Guantanamo Bay

Bruce Czachor

More stories from Bruce Czachor

Obama has announced that he plans to shut down Guantanamo bay, permanently. He promised he would do this as one of his first acts in office.  Seven years later, he will finally present a plan, despite skepticism from his own party, in his last days as president.  

The White house will present a plan to Congress outlining the administration’s strategy for closing the detention facility for enemy combatants.  Disclosure of the plan is bound to meet stiff resistance from Republicans.  The broad outlines of the plan have been known for months, and the White House has said the final product will not contain many surprises in terms of the closure strategy.  The blueprint involves transferring the bulk of remaining detainees to other countries and moving the rest, who can’t be transferred abroad because they are deemed too dangerous, to a detention facility in the United States that has still not been determined.  

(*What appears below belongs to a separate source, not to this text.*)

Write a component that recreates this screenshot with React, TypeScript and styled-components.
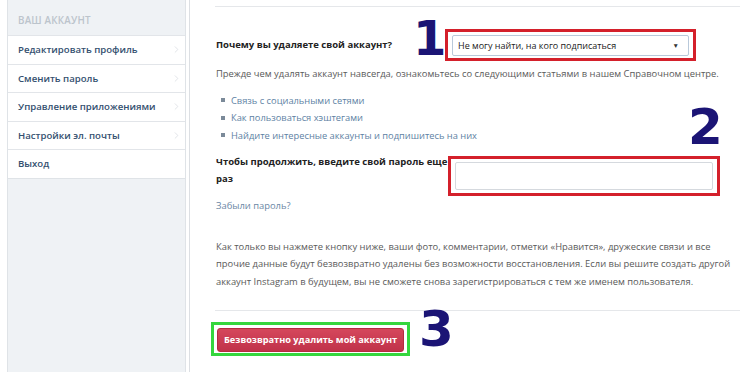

Obama says that the prison, which holds suspected members of terrorist groups captures overseas, is a recruiting tool for terrorists and is too costly to maintain.  The number of detainees has dropped to 91 inmates during Obama’s time at the White House.  While there are only 91 detainees in the prison, there are approximately 2,000 military and civilian personnel assigned to the prison and the facility costs hundreds of millions of dollars to maintain.  

It looks like Obama is finally following through on the promise he made seven years ago at the start of his term.  It is an end of an era to see the famous Guantanamo Bay begin to be shut down.